El imprevisible final del conflicto
Es difícil saber cómo acabará el conflicto. La Unión Europea ha mostrado su habitual incapacidad para dar una respuesta unida al conflicto. Joe Biden ha demostrado ser un viejo político con instintos de la Guerra Fría y ha justificado el derecho de Israel a defenderse, aunque en el seno del Partido Demócrata ya no exista, como en el pasado, unanimidad sobre la postura a adoptar en el conflicto israelí. Los países árabes que establecieron relaciones diplomáticas con Israel, y en particular Marruecos, miran ahora con recelo la respuesta de su población, tradicionalmente solidaria con los palestinos, ante esta nueva escalada del conflicto. Es posible que, si se produce una tregua pronto, nada cambie demasiado: con sus bombardeos, Hamás no conseguirá que la justificada causa de una vida más digna para los palestinos avance ni un milímetro. E Israel tiene la capacidad de decidir hasta qué punto quiere aplastar a Hamás y destruir Gaza, sin tener que asumir demasiadas bajas. Pero también podría pasar que, si el conflicto da paso a una guerra, este vuelva a convertirse en uno de los centros de atención del mundo y se reactiven las presiones sobre Israel para que contenga su respuesta, como ya sucedió en 2014.
Netanyahu dio legitimidad a los nacionalistas israelíes más extremos y, al mismo tiempo, convenció al país de que buscar la paz con los palestinos era irrelevante, porque estos se estaban distanciando de las viejas reivindicaciones heroicas y se resignarían a las condiciones que se les plantearan. Por un momento, parece que ese plan ha fracasado. Pero, vista la trayectoria política del país, es perfectamente posible que solo sea un fracaso temporal.
Hace años, el Gobierno israelí de Benjamin Netanyahu asumió que era imposible encontrar una solución al conflicto que enfrenta a su país con los palestinos y decidió que limitarse a gestionarlo era una estrategia más efectiva.
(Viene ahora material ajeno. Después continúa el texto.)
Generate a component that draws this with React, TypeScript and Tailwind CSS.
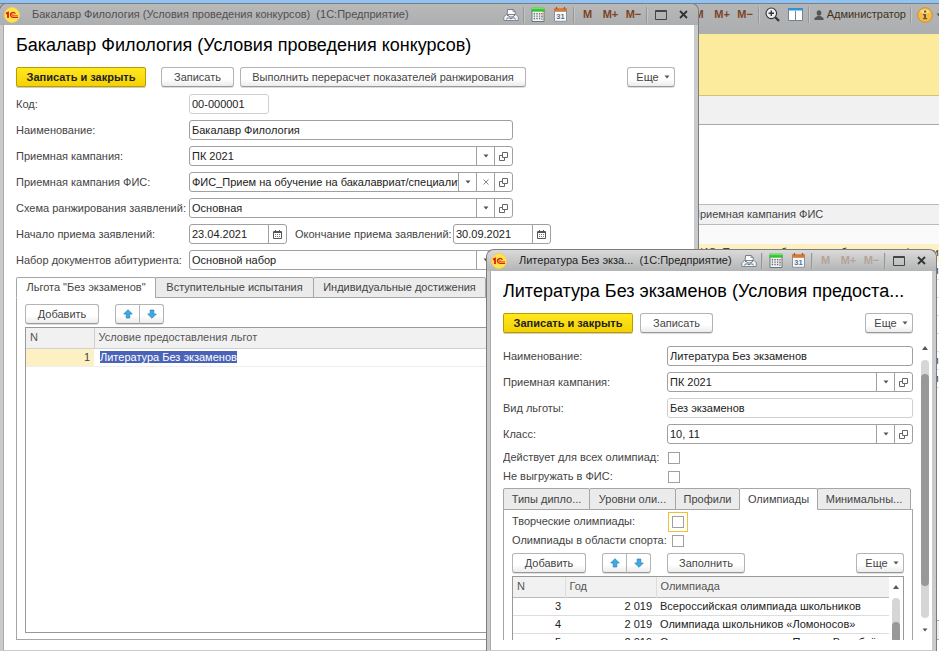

La idea era no apostar por una solución con dos Estados, o uno binacional, o un estatus especial para Jerusalén, o cualquiera de las muchas posibilidades que durante décadas se han discutido con intensidad: era mejor, simplemente, evitar los grandes choques violentos, seguir colonizando poco a poco todo el espacio posible y esperar a que el mundo se cansara de sentir pena por los palestinos y rabia por los abusos israelíes.